Heightened competition from fixed wireless access (FWA) and fiber-to-the-home (FTTH) persists in a broadband market that is nearing maturity. This has limited broadband subscriber growth for cable operators and, in some cases, resulted in subscriber losses. Most of these cable companies have recalibrated their operating models to drive healthy financial performance. Therefore, we continue to believe the sector's credit quality remains solid overall, although certain operators are on shakier footing. Here we examine the evolving competitive landscape, compare different operating and financial strategies, provide our view on capital spending projections, and explain what could cause a change to our current ratings thresholds.

Frequently Asked Questions

How do you incorporate FWA competition into your ratings?

We do not expect meaningful cable customer churn from this technology but rather the continued reduction of potential customer growth opportunities although uncertainty remains. We believe network capacity limits this technology. The technology works well and is being offered at low prices. However, we believe this cannot continue forever as spare capacity will soon be exhausted. In addition, the economics of investing for additional FWA capacity are challenging given the high data usage and substantially lower price per bit compared with mobile.

We project FWA growth will stabilize at current levels of about 1 million homes per quarter over the next year as it continues to garner the vast majority of industry net adds. This will result in limited cable broadband subscriber growth as we believe most FWA subscribers are converting from inferior technology, such as digital subscriber line (DSL), which was the growth engine for the cable industry prior to launch of FWA. We estimate that there are still around 12 million – 14 million copper-based customers in the U.S.

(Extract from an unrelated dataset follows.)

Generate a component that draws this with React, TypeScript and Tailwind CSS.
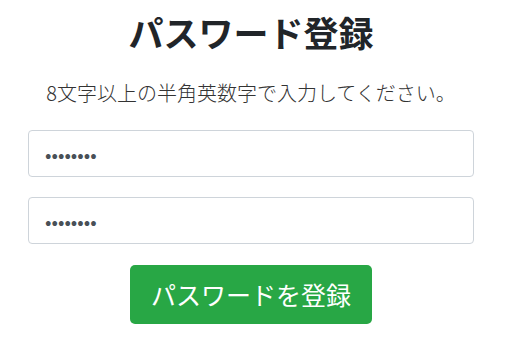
import { useState } from 'react'

export default function App() {
  const [password, setPassword] = useState('abcd1234')
  const [confirm, setConfirm] = useState('abcd1234')

  return (
    <div
      className="min-h-screen bg-white text-[#212529]"
      style={{ fontFamily: '"Noto Sans CJK JP", "Noto Sans", sans-serif' }}
    >
      <div className="ml-[28px] flex w-[446px] flex-col items-center pt-[8px]">
        <h1 className="text-[35px] font-bold leading-[48px]">パスワード登録</h1>
        <p className="mt-[23px] text-[20px] font-light leading-[28px] text-[#333]">
          8文字以上の半角英数字で入力してください。
        </p>

        <form className="mt-[23px] flex w-full flex-col items-center">
          <input
            type="password"
            value={password}
            onChange={(e) => setPassword(e.target.value)}
            className="h-[47px] w-full rounded-[4px] border border-[#ced4da] px-[16px] text-[19px] text-[#495057] outline-none"
          />
          <input
            type="password"
            value={confirm}
            onChange={(e) => setConfirm(e.target.value)}
            className="mt-[20px] h-[47px] w-full rounded-[4px] border border-[#ced4da] px-[16px] text-[19px] text-[#495057] outline-none"
          />
          <button
            type="button"
            className="mt-[21px] h-[59px] w-[242px] rounded-[5px] bg-[#28a745] text-[25px] text-white"
          >
            パスワードを登録
          </button>
        </form>
      </div>
    </div>
  )
}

We also recognize there are some customer conversions from cable, particularly at the lower end of the market where customers may accept slower speeds and are more price-sensitive. However, we estimate that the pace of FWA growth will begin to slow by 2025 as wireless network capacity fills up. This is consistent with guidance provided by T-Mobile and Verizon for a combined total of 11 million-13 million FWA customers by 2025 (from about 6 million as of June 30, 2023).

More C-band spectrum is becoming available in the second half of 2023, which we believe will create more network capacity. This, along with AT&T's entrance into FWA, underpins our forecast for a steady pace of growth over the next year. We believe the additional spectrum will be particularly useful for Verizon, as it deploys 100 megahertz of C-band spectrum, significantly broadening and deepening its mid-band spectrum holdings and thus increasing the "fallow capacity" (meaning the service is only offered in areas that have excess capacity where investments were made primarily to support mobility)on the network.

Separately, AT&T recently announced it will be offering FWA in certain markets, which represents a shift in posture for the company, as it had previously dismissed the service as poor. AT&T will remain primarily focused on FTTH while leveraging FWA in more rural areas and in markets that may not receive a FTTH upgrade in the near term. Still, the company's entrance into FWA could result in continued growth for the sector in 2025 even if T-Mobile and Verizon slow.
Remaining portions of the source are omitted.